## [Task description]
Output the lines below exactly, please, from the first line until the line with "justify-center pt-[10px] h-[119px]", counting both.

## [Data for this task]
^^^^

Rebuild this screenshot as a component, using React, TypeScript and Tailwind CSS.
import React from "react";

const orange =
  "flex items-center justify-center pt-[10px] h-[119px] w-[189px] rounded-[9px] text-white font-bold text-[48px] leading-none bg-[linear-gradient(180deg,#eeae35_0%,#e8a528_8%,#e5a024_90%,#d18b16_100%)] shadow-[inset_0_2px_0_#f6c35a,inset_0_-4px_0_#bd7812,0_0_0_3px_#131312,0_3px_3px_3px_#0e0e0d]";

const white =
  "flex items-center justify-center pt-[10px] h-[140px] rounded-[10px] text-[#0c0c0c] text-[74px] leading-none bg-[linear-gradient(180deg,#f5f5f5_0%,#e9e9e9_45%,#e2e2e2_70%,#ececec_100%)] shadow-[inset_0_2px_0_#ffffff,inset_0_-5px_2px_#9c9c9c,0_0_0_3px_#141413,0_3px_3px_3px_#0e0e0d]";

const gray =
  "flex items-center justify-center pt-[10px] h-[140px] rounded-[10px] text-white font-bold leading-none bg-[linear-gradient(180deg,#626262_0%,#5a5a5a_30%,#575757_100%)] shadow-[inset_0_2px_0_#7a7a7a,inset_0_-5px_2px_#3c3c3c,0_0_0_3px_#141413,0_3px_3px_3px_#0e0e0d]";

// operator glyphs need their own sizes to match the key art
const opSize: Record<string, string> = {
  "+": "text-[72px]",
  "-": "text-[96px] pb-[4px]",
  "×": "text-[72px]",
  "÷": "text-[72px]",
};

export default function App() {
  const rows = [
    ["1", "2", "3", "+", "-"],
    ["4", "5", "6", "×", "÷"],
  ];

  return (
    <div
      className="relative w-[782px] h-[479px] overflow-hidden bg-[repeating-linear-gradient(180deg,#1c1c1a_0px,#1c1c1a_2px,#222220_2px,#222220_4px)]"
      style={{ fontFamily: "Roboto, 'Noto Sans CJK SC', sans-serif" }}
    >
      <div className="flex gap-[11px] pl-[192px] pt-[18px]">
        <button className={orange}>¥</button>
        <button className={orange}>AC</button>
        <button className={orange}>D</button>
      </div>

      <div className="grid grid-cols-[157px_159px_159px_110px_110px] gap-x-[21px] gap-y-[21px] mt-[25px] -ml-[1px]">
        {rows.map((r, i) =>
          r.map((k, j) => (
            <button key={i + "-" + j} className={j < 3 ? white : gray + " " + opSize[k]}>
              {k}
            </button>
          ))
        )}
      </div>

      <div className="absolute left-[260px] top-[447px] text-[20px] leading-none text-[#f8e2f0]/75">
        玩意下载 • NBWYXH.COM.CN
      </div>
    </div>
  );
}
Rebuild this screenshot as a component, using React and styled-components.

^^^^

## [Task answer]
Rebuild this screenshot as a component, using React, TypeScript and Tailwind CSS.
import React from "react";

const orange =
  "flex items-center justify-center pt-[10px] h-[119px] w-[189px] rounded-[9px] text-white font-bold text-[48px] leading-none bg-[linear-gradient(180deg,#eeae35_0%,#e8a528_8%,#e5a024_90%,#d18b16_100%)] shadow-[inset_0_2px_0_#f6c35a,inset_0_-4px_0_#bd7812,0_0_0_3px_#131312,0_3px_3px_3px_#0e0e0d]";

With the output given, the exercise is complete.